Personally I'm glad that's the case. Configuring servers via gui is an abomination, and I hope it stays in the windows world.

  • I for one am glad that 'webmin' is effectively dead, and the 'Cockpit' thing that ships with a default Fedora install is much less offensive in terms of how it mangles system configuration files you might want to otherwise edit by hand.

people still want to believe that Electron apps won because "web developers are cheaper than real native developers"

they still dont understand Electron is vastly superior technology, and the fact that it might be cheaper is a side-bonus, not the main reason for its usage

BTW, what even is the "native GUI" of Windows that you are supposed to use if "you care about your users"? It seems not even Microsoft knows the answer to this question.

  • electron is better for the developer only. It is worse for everyone else, especially the users.

    it is an insult when an application is delivered to me as an Electron application. "your time is less important than ours, ha ha."

    sure, the developers might save some development time, but EVERY SINGLE USER loses time over a native application. Now multiply that loss by the number of users that you have. That magnification or amplification is called "an ecological disaster in terms of time wasted and electricity consumed."

  • > still dont understand Electron is vastly superior technology

    in what sense crossplatoform desktop-wrapper around typesetting engine is a 'vastly superior technology' to native UI frameworks?

    • In the sense that typesetting and text is the rabbit hole that is 90% of UI effort. Native UI frameworks don't bother fixing the real hard problems, they focus on "widgets" instead.

      (Not that the web stack is a good solution to this, but at least they're making an effort and they understand the difficult issues.)

      4 replies →

    • One is that it solves all problems once instead of various times in various levels of quality on various types of systems. Windows, GTK, Qt, FLTK, [100 others].. not to mention most "native UI framework" delegate to the underlying OS so they don't "solve" anything.

      1 reply →

  • > they still don't understand Electron is vastly superior technology

    For the record, I'm one who loves the idea of Mac-assed Mac apps, I believe that the macOS ecosystem would have been much better if all macOS apps were written in AppKit instead of keep being rewritten into Electron. (See: 1Password, Raycast)

    I hate Electron as much as the next person, and I hated Electron before hating Electron became a trendy thing to do. I loathe that Electron apps ship an entire Chromium instance for each app, and that it doesn't deduplicate. I am annoyed as hell that out of my 24GB of RAM that my MBA has, Slack, Linear, and Notion decided to each have a "Helper (Renderer)" process that uses 700MB of RAM each.

    I do NOT think that Electron or the HTML/CSS/JS stack has an inherent advantage over other display technologies.
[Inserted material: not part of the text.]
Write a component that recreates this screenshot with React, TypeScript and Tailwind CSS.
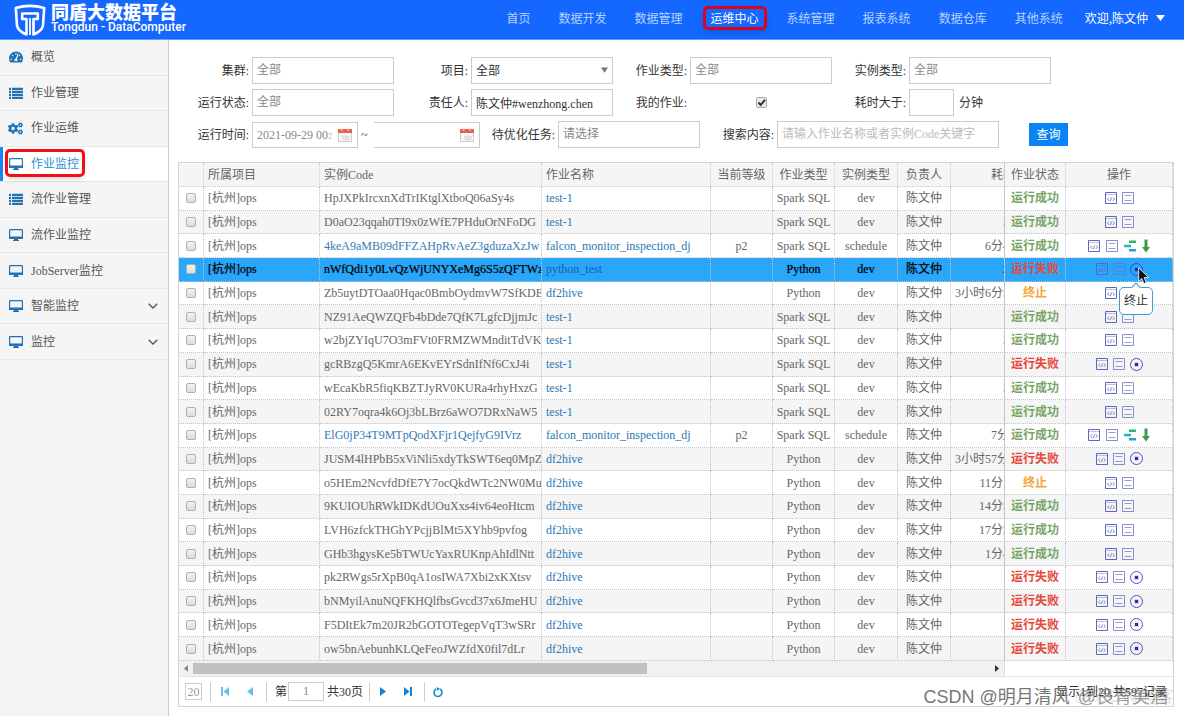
import type { ReactNode } from "react";
import { FaCogs, FaTachometerAlt } from "react-icons/fa";

const navItems = ["首页", "数据开发", "数据管理", "运维中心", "系统管理", "报表系统", "数据仓库", "其他系统"];

type MenuIcon = "dash" | "list" | "cogs" | "screen";

const menu: { label: string; icon: MenuIcon; active?: boolean; more?: boolean }[] = [
  { label: "概览", icon: "dash" },
  { label: "作业管理", icon: "list" },
  { label: "作业运维", icon: "cogs" },
  { label: "作业监控", icon: "screen", active: true },
  { label: "流作业管理", icon: "list" },
  { label: "流作业监控", icon: "screen" },
  { label: "JobServer监控", icon: "screen" },
  { label: "智能监控", icon: "screen", more: true },
  { label: "监控", icon: "screen", more: true },
];

type Status = "ok" | "fail" | "stop";

interface Job {
  code: string;
  name: string;
  type: string;
  time: string;
  status: Status;
  scheduled?: boolean;
  selected?: boolean;
}

const SQL = "Spark SQL";
const PY = "Python";

const jobs: Job[] = [
  { code: "HpJXPkIrcxnXdTrIKtglXtboQ06aSy4s", name: "test-1", type: SQL, time: "", status: "ok" },
  { code: "D0aO23qqah0TI9x0zWfE7PHduOrNFoDG", name: "test-1", type: SQL, time: "2", status: "ok" },
  { code: "4keA9aMB09dFFZAHpRvAeZ3gduzaXzJw", name: "falcon_monitor_inspection_dj", type: SQL, time: "6分4", status: "ok", scheduled: true },
  { code: "nWfQdi1y0LvQzWjUNYXeMg6S5zQFTWzB", name: "python_test", type: PY, time: "2", status: "fail", selected: true },
  { code: "Zb5uytDTOaa0Hqac0BmbOydmvW7SfKDE", name: "df2hive", type: PY, time: "3小时6分5", status: "stop" },
  { code: "NZ91AeQWZQFb4bDde7QfK7LgfcDjjmJc", name: "test-1", type: SQL, time: "", status: "ok" },
  { code: "w2bjZYIqU7O3mFVt0FRMZWMnditTdVK7", name: "test-1", type: SQL, time: "2", status: "ok" },
  { code: "gcRBzgQ5KmrA6EKvEYrSdnIfNf6CxJ4i", name: "test-1", type: SQL, time: "", status: "fail" },
  { code: "wEcaKbR5fiqKBZTJyRV0KURa4rhyHxzG", name: "test-1", type: SQL, time: "3", status: "ok" },
  { code: "02RY7oqra4k6Oj3bLBrz6aWO7DRxNaW5", name: "test-1", type: SQL, time: "", status: "ok" },
  { code: "ElG0jP34T9MTpQodXFjr1QejfyG9IVrz", name: "falcon_monitor_inspection_dj", type: SQL, time: "7分", status: "ok", scheduled: true },
  { code: "JUSM4lHPbB5xViNli5xdyTkSWT6eq0MpZ", name: "df2hive", type: PY, time: "3小时57分", status: "fail" },
  { code: "o5HEm2NcvfdDfE7Y7ocQkdWTc2NW0Mu2", name: "df2hive", type: PY, time: "11分1", status: "stop" },
  { code: "9KUIOUhRWkIDKdUOuXxs4iv64eoHtcm", name: "df2hive", type: PY, time: "14分5", status: "ok" },
  { code: "LVH6zfckTHGhYPcjjBlMt5XYhb9pvfog", name: "df2hive", type: PY, time: "17分2", status: "ok" },
  { code: "GHb3hgysKe5bTWUcYaxRUKnpAhIdlNtt", name: "df2hive", type: PY, time: "1分4", status: "ok" },
  { code: "pk2RWgs5rXpB0qA1osIWA7Xbi2xKXtsv", name: "df2hive", type: PY, time: "", status: "fail" },
  { code: "bNMyilAnuNQFKHQlfbsGvcd37x6JmeHU", name: "df2hive", type: PY, time: "", status: "fail" },
  { code: "F5DItEk7m20JR2bGOTOTegepVqT3wSRr", name: "df2hive", type: PY, time: "", status: "fail" },
  { code: "ow5bnAebunhKLQeFeoJWZfdX0fil7dLr", name: "df2hive", type: PY, time: "", status: "fail" },
];

const statusText: Record<Status, string> = { ok: "运行成功", fail: "运行失败", stop: "终止" };
const statusColor: Record<Status, string> = {
  ok: "text-[#78a566]",
  fail: "text-[#e8473a]",
  stop: "text-[#f5a638]",
};

const fieldBase = "h-[27px] border border-[#ccc] bg-white px-1 text-xs text-[#333] outline-none placeholder:text-[#888]";

function Logo() {
  return (
    <svg viewBox="0 0 32 32" className="h-8 w-8" fill="none" stroke="#fff">
      <path d="M1.800 4Q16-.2 30.200 4L29 21.500Q28 27 19.500 30.500V15h4.300V9.500H8.200V15h4.300v15.500Q4 27 3 21.500Z" strokeWidth="2.600" strokeLinejoin="round" />
      <path d="M16 14v17" strokeWidth="1.800" />
    </svg>
  );
}

function MenuGlyph({ icon }: { icon: MenuIcon }) {
  if (icon === "dash") return <FaTachometerAlt className="h-[14px] w-[14px]" />;
  if (icon === "cogs") return <FaCogs className="h-[15px] w-[15px]" />;
  if (icon === "list") {
    return (
      <svg viewBox="0 0 14 12" className="h-3 w-[14px]" fill="currentColor">
        <path d="M0 .8h2v2.200H0zM3 .8h11v2.200H3zM0 3.800h2V6H0zM3 3.800h11V6H3zM0 6.800h2V9H0zM3 6.800h11V9H3zM0 9.800h2V12H0zM3 9.800h11V12H3z" />
      </svg>
    );
  }
  return (
    <svg viewBox="0 0 14 12" className="h-3 w-[14px]">
      <rect x=".6" y=".6" width="12.800" height="8.800" rx=".6" fill="none" stroke="currentColor" strokeWidth="1.200" />
      <path d="M0 7.500h14V10H9v1h1v1H4v-1h1v-1H0z" fill="currentColor" />
    </svg>
  );
}

function CalendarIcon() {
  return (
    <svg viewBox="0 0 14 14" className="h-[14px] w-[14px] shrink-0">
      <rect x=".5" y="2.500" width="13" height="11" fill="#f8f8f8" stroke="#ccc" />
      <path d="M0 1h14v4H0z" fill="#ea6153" />
      <path d="M3 0h1.500v2.500H3zM9.500 0H11v2.500H9.500z" fill="#f6d5d1" />
      <path d="M4 8h1v4M7 8h2v4H7zM11 8v4" fill="none" stroke="#c4c4c4" strokeWidth=".8" />
    </svg>
  );
}

function CodeIcon() {
  return (
    <svg viewBox="0 0 12 12" className="h-3 w-3" fill="none" stroke="#5b66bd">
      <path d="M.5.5h11v11H.5z" />
      <path d="M.5 2.500h11" strokeOpacity=".4" />
      <path d="M4.200 5.500 2.500 7.200l1.700 1.700M7.800 5.500l1.700 1.700-1.700 1.700M6.800 5.500 5.200 9" strokeWidth=".8" />
    </svg>
  );
}

function LogIcon() {
  return (
    <svg viewBox="0 0 12 12" className="h-3 w-3" fill="none" stroke="#6a72c6">
      <path d="M.5.5h11v11H.5z" strokeOpacity=".8" />
      <path d="M2.500 3.500h7M2.500 8.500h7" strokeOpacity=".7" />
    </svg>
  );
}

function StopIcon() {
  return (
    <svg viewBox="0 0 13 13" className="h-[13px] w-[13px]">
      <circle cx="6.500" cy="6.500" r="6" fill="none" stroke="#3f3fb5" strokeWidth=".9" />
      <path d="M4.800 4.800h3.400v3.400H4.800z" fill="#2c2cb0" />
    </svg>
  );
}

function GanttIcon() {
  return (
    <svg viewBox="0 0 12 12" className="h-3 w-3">
      <path d="M5 .5h7v2.500H5z" fill="#2bb673" />
      <path d="M0 4.800h7v2.500H0z" fill="#1fb5b8" />
      <path d="M5 9h7v2.500H5z" fill="#2e9be0" />
    </svg>
  );
}

function DownIcon() {
  return (
    <svg viewBox="0 0 8 14" className="h-[14px] w-2">
      <path d="M2.500.5h3V8H8l-4 5.500L0 8h2.500z" fill="#3d9a4c" />
    </svg>
  );
}

function IconButton({ label, children }: { label: string; children: ReactNode }) {
  return (
    <button type="button" aria-label={label} className="block">
      {children}
    </button>
  );
}

function Actions({ job }: { job: Job }) {
  return (
    <div className={`flex items-center justify-center ${job.scheduled ? "gap-[6px]" : "gap-[5px]"}`}>
      <IconButton label="代码"><CodeIcon /></IconButton>
      <IconButton label="日志"><LogIcon /></IconButton>
      {job.scheduled && (
        <>
          <IconButton label="甘特图"><GanttIcon /></IconButton>
          <IconButton label="下游"><DownIcon /></IconButton>
        </>
      )}
      {job.status === "fail" && (
        <div className="relative">
          <IconButton label="停止"><StopIcon /></IconButton>
          {job.selected && (
            <>
              <div role="tooltip" className="absolute top-6 left-1/2 z-10 -translate-x-1/2 rounded-[5px] border border-[#3d9bd6] bg-white px-1 py-1 text-xs leading-[18px] whitespace-nowrap text-[#333]">
                <span className="absolute -top-1 left-1/2 h-[7px] w-[7px] -translate-x-1/2 rotate-45 border-t border-l border-[#3d9bd6] bg-white" />
                终止
              </div>
              <svg viewBox="0 0 12 18" className="absolute top-1 left-2 z-20 h-[18px] w-3">
                <path d="M.7.8v13.400l3.100-2.800 2.100 5.200 2.300-1-2.100-5h4.500z" fill="#111" stroke="#fff" strokeWidth=".8" />
              </svg>
            </>
          )}
        </div>
      )}
    </div>
  );
}

function Field({ label, id, children }: { label: string; id: string; children: ReactNode }) {
  return (
    <div className="flex w-[219px] items-center gap-[3px]">
      <label htmlFor={id} className="w-[71px] shrink-0 text-right">{label}</label>
      {children}
    </div>
  );
}

function DateField({ id, label, value }: { id: string; label: string; value: string }) {
  return (
    <div className={`flex h-[26px] w-[106px] items-center border-[#ccc] pr-[5px] pl-1 ${value ? "border" : "border border-l-0"}`}>
      <input id={id} aria-label={label} defaultValue={value} className="w-[75px] text-xs text-[#888] outline-none" />
      <span className="flex-1" />
      <CalendarIcon />
    </div>
  );
}

function Filters() {
  return (
    <form className="flex flex-col gap-[5px] text-[#333]">
      <div className="flex flex-wrap">
        <Field label="集群:" id="cluster">
          <input id="cluster" placeholder="全部" className={`${fieldBase} w-[142px]`} />
        </Field>
        <Field label="项目:" id="project">
          <div className="relative">
            <select id="project" className={`${fieldBase} w-[142px] appearance-none`}>
              <option>全部</option>
            </select>
            <svg viewBox="0 0 8 6" className="pointer-events-none absolute top-[10px] right-[5px] h-[6px] w-[7px]">
              <path d="M0 0h8L4 6z" fill="#777" />
            </svg>
          </div>
        </Field>
        <Field label="作业类型:" id="jobType">
          <input id="jobType" placeholder="全部" className={`${fieldBase} w-[142px]`} />
        </Field>
        <Field label="实例类型:" id="instType">
          <input id="instType" placeholder="全部" className={`${fieldBase} w-[142px]`} />
        </Field>
      </div>
      <div className="flex flex-wrap">
        <Field label="运行状态:" id="state">
          <input id="state" placeholder="全部" className={`${fieldBase} w-[142px]`} />
        </Field>
        <Field label="责任人:" id="owner">
          <input id="owner" defaultValue="陈文仲#wenzhong.chen" className={`${fieldBase} w-[142px]`} />
        </Field>
        <Field label="我的作业:" id="mine">
          <span className="relative flex w-[142px] justify-center">
            <input id="mine" type="checkbox" defaultChecked className="peer h-[11px] w-[11px] appearance-none rounded-[2px] border border-[#a8a8a8] bg-[#e9e9e9]" />
            <svg viewBox="0 0 11 11" className="pointer-events-none absolute hidden h-[11px] w-[11px] peer-checked:block">
              <path d="M2.500 5.500 4.700 8 9 2.800" fill="none" stroke="#333" strokeWidth="2" />
            </svg>
          </span>
        </Field>
        <Field label="耗时大于:" id="cost">
          <input id="cost" className={`${fieldBase} w-[45px]`} />
          <span className="ml-[2px]">分钟</span>
        </Field>
      </div>
      <div className="flex flex-wrap items-center">
        <label htmlFor="from" className="mr-[3px] w-[71px] text-right">运行时间:</label>
        <DateField id="from" label="开始时间" value="2021-09-29 00:00:00" />
        <span className="w-4 pl-[3px]">~</span>
        <DateField id="to" label="结束时间" value="" />
        <label htmlFor="optimize" className="mr-[3px] w-[75px] text-right">待优化任务:</label>
        <input id="optimize" placeholder="请选择" className={`${fieldBase} w-[142px]`} />
        <label htmlFor="search" className="mr-[3px] w-[74px] text-right">搜索内容:</label>
        <input id="search" placeholder="请输入作业名称或者实例Code关键字" className={`${fieldBase} w-[222px] placeholder:text-[#bbb]`} />
        <button type="submit" className="ml-[30px] h-[23px] w-[39px] bg-[#0a84f5] text-white">查询</button>
      </div>
    </form>
  );
}

const th = "h-6 border-r border-b border-dotted border-[#ccc] font-normal";
const td = "overflow-hidden border-r border-b border-dotted border-[#c4c4c4] whitespace-nowrap";

function rowStyle(job: Job) {
  if (job.selected) return "bg-[#2aa7fb] text-black [text-shadow:0_0_1px_#00000080]";
  return "text-[#666] odd:bg-white even:bg-[#f5f5f5]";
}

function JobTable() {
  return (
    <table className="h-[498px] w-full table-fixed border-separate border-spacing-0 leading-4">
      <colgroup>
        <col className="w-[25px]" />
        <col className="w-[116px]" />
        <col className="w-[222px]" />
        <col />
        <col className="w-[62px]" />
        <col className="w-[62px]" />
        <col className="w-[63px]" />
        <col className="w-[53px]" />
        <col className="w-[54px]" />
        <col className="w-[61px]" />
        <col className="w-[107px]" />
      </colgroup>
      <thead className="bg-[#f5f5f5] text-[#666]">
        <tr className="h-6">
          <th className={th} />
          <th className={`${th} pl-1 text-left`}>所属项目</th>
          <th className={`${th} pl-1 text-left`}>实例Code</th>
          <th className={`${th} pl-1 text-left`}>作业名称</th>
          <th className={th}>当前等级</th>
          <th className={th}>作业类型</th>
          <th className={th}>实例类型</th>
          <th className={th}>负责人</th>
          <th className={`${th} overflow-hidden pl-10 text-left whitespace-nowrap [border-right-style:solid]`}>耗时</th>
          <th className={th}>作业状态</th>
          <th className={th}>操作</th>
        </tr>
      </thead>
      <tbody>
        {jobs.map((job) => (
          <tr key={job.code} className={rowStyle(job)}>
            <td className={td}>
              <input
                type="checkbox"
                aria-label={job.code}
                className="mx-auto block h-[10px] w-[10px] appearance-none rounded-[2px] border border-[#b0b0b0] bg-linear-to-b from-[#f2f2f2] to-[#dcdcdc]"
              />
            </td>
            <td className={`${td} pl-1`}>[杭州]ops</td>
            <td className={`${td} pl-1`}>
              {job.scheduled ? <a href="#" className="text-[#337ab7]">{job.code}</a> : job.code}
            </td>
            <td className={`${td} pl-1`}>
              <a href="#" className={`[text-shadow:none] ${job.selected ? "text-[#1a62a5]" : "text-[#2a78b5]"}`}>{job.name}</a>
            </td>
            <td className={`${td} text-center`}>{job.scheduled ? "p2" : ""}</td>
            <td className={`${td} text-center`}>{job.type}</td>
            <td className={`${td} text-center`}>{job.scheduled ? "schedule" : "dev"}</td>
            <td className={`${td} text-center`}>陈文仲</td>
            <td className={`${td} [border-right-style:solid]`}>
              <div className="w-[58px] text-right">{job.time}</div>
            </td>
            <td className={`${td} text-center font-bold [text-shadow:none] ${statusColor[job.status]}`}>
              {statusText[job.status]}
            </td>
            <td className="border-r border-b border-dotted border-[#c4c4c4] [text-shadow:none]">
              <Actions job={job} />
            </td>
          </tr>
        ))}
      </tbody>
    </table>
  );
}

function Pager() {
  return (
    <div className="flex h-[30px] items-center border-t border-[#e2e2e2] pl-[6px] text-[#333]">
      <button type="button" className="h-[17px] w-[17px] border border-[#ccc] leading-none text-[#999]">20</button>
      <span className="ml-2 h-5 w-px bg-[#ccc]" />
      <button type="button" aria-label="首页" className="ml-[10px]">
        <svg viewBox="0 0 8 9" className="h-[9px] w-2" fill="#6ebcf0"><path d="M0 0h2v9H0zM8 0v9L2.500 4.500z" /></svg>
      </button>
      <button type="button" aria-label="上一页" className="ml-[18px]">
        <svg viewBox="0 0 6 9" className="h-[9px] w-[6px]" fill="#6ebcf0"><path d="M6 0v9L0 4.500z" /></svg>
      </button>
      <span className="ml-[13px] h-5 w-px bg-[#ccc]" />
      <label htmlFor="page" className="ml-2">第</label>
      <input id="page" defaultValue="1" className="ml-px h-[19px] w-9 border border-[#ccc] text-center text-[#888]" />
      <span className="ml-[3px]">共30页</span>
      <span className="ml-[6px] h-5 w-px bg-[#ccc]" />
      <button type="button" aria-label="下一页" className="ml-[10px]">
        <svg viewBox="0 0 6 9" className="h-[9px] w-[6px]" fill="#0a84e0"><path d="M0 0v9l6-4.500z" /></svg>
      </button>
      <button type="button" aria-label="末页" className="ml-[18px]">
        <svg viewBox="0 0 8 9" className="h-[9px] w-2" fill="#0a84e0"><path d="M6 0h2v9H6zM0 0v9l5.500-4.500z" /></svg>
      </button>
      <span className="ml-3 h-5 w-px bg-[#ccc]" />
      <button type="button" aria-label="刷新" className="ml-2">
        <svg viewBox="0 0 10 10" className="h-[10px] w-[10px]">
          <path d="M3.200 1.900A4 4 0 1 0 7 2" fill="none" stroke="#1b86cf" strokeWidth="1.600" />
          <path d="M3.800 0v4L7 1.800z" fill="#1b86cf" />
        </svg>
      </button>
      <span className="mr-[6px] ml-auto">显示1到20,共597记录</span>
    </div>
  );
}

export default function App() {
  return (
    <div className="relative flex min-h-screen flex-col bg-white font-['Liberation_Serif','Noto_Sans_CJK_SC',serif] text-xs">
      <header className="flex h-10 items-center border-b border-[#5aa0ff] bg-[#1467ff] pr-[19px] pl-[14px] font-['Noto_Sans_CJK_SC',sans-serif] text-white">
        <Logo />
        <div className="ml-[5px] pb-[3px]">
          <h1 className="text-lg leading-[18px] font-black">同盾大数据平台</h1>
          <p className="font-['Roboto',sans-serif] text-xs leading-[14px] font-medium">Tongdun - DataComputer</p>
        </div>
        <nav className="ml-auto flex gap-7 pb-[3px]">
          {navItems.map((item) => {
            const active = item === "运维中心";
            return (
              <a key={item} href="#" className={`relative ${active ? "text-white" : "text-[#b5d3ff]"}`}>
                {item}
                {active && <span className="absolute -inset-x-2 -inset-y-1 rounded-[5px] border-3 border-[#d8061c] shadow-md" />}
              </a>
            );
          })}
        </nav>
        <button type="button" className="ml-[22px] flex items-center gap-2 pb-[3px]">
          欢迎,陈文仲
          <svg viewBox="0 0 9 6" className="h-[6px] w-[9px]" fill="#fff"><path d="M0 0h9L4.500 6z" /></svg>
        </button>
      </header>

      <div className="flex flex-1">
        <aside className="w-[169px] shrink-0 border-r border-[#ccc] bg-[#f5f5f5]">
          <ul className="grid h-[320px] auto-rows-fr">
            {menu.map((item) => (
              <li key={item.label} className={`border-b border-[#e6e6e6] ${item.active ? "bg-white" : ""}`}>
                <a
                  href="#"
                  className={`relative flex h-full items-center border-l-3 pr-[10px] pl-[5px] ${item.active ? "border-[#1b86f5] text-[#2a8fd8]" : "border-transparent text-[#555]"}`}
                >
                  <span className="flex w-[15px] justify-center text-[#2272b4]"><MenuGlyph icon={item.icon} /></span>
                  <span className="ml-2">{item.label}</span>
                  {item.more && (
                    <svg viewBox="0 0 10 6" className="ml-auto h-[6px] w-[10px]" fill="none" stroke="#555" strokeWidth="1.300">
                      <path d="M.7.7 5 5 9.300.7" />
                    </svg>
                  )}
                  {item.active && <span className="absolute top-[2px] left-[2px] h-7 w-20 rounded-[5px] border-3 border-[#f20d18] shadow-md" />}
                </a>
              </li>
            ))}
          </ul>
        </aside>

        <main className="min-w-0 flex-1 pt-[17px] pr-[10px] pb-2 pl-[9px]">
          <Filters />
          <section className="mt-[14px] border border-[#d4d4d4]">
            <JobTable />
            <div className="flex">
              <div className="flex h-[15px] min-w-0 flex-1 items-center bg-[#f1f1f1] px-[5px]">
                <svg viewBox="0 0 4 7" className="h-[7px] w-1" fill="#888"><path d="M4 0v7L0 3.500z" /></svg>
                <div className="mx-[5px] flex-1"><div className="h-[11px] w-[57%] bg-[#c1c1c1]" /></div>
                <svg viewBox="0 0 4 7" className="h-[7px] w-1" fill="#333"><path d="M0 0v7l4-3.500z" /></svg>
              </div>
              <div className="w-[169px] border-l border-[#ddd]" />
            </div>
            <Pager />
          </section>
        </main>
      </div>

      <p className="pointer-events-none absolute right-4 bottom-1 flex gap-2 font-['Liberation_Sans','Noto_Sans_CJK_SC',sans-serif] text-lg leading-[30px] whitespace-nowrap text-[#777]">
        <span>CSDN @明月清风</span>
        <span className="text-[#777]/70">@良育美酒</span>
      </p>
      <p className="pointer-events-none absolute right-[10px] bottom-1 font-['Liberation_Sans','Noto_Sans_CJK_SC',sans-serif] text-base leading-[30px] whitespace-nowrap text-black/15">
        @51CTO博客
      </p>
    </div>
  );
}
I can list of at least 15 reasons on the spot on why it's inappropriate to use the web stack for desktop apps.

    Yet, despite all of its flaws, people decided to commonly use it (with good reasons, the big one being cross-platform support!) as a display technology for desktop apps. And turns out that it works out okay-ish, they iterated on it and it improved a lot over the last 10 years, and at this point it's a pretty nice solution for the problem. And we already have a bunch of apps that run on it. Sometimes not the best tech wins, and that's okay.

    My point was that despite all of the flaws, we developers as a whole decided to use web stuff for desktop apps, and it has properties that make it a good fit for some use cases that we have not solved yet, and we can use that to our advantage.

    And if a lot of applications started to be written in the web stack, an OS could integrate an evergreen web browser as a first-class app runtime, and at least we might get less of the Chromium duplication that we currently have with Electron… at least I can dream. (Seems like Windows is going down this route.)

    • > I do NOT think that Electron or the HTML/CSS/JS stack has an inherent advantage over other display technologies

      If you want the real answer, it was all driven by responsive design and CSS. Qt tried to bring that to native apps and failed miserably. Modern devices need apps that work the same across any screen/window size, any aspect ratio, any resolution, support accessibility features, etc. The list of things you get out of the box with a webview is massive and only growing. Any attempt to clone this while ignoring W3C specs and browser quirks will fail.

      I can't think of a more heroic and crazy uphill battle than managing to decouple CSS from HTML and JS, and get app devs to like it, and get users to like it.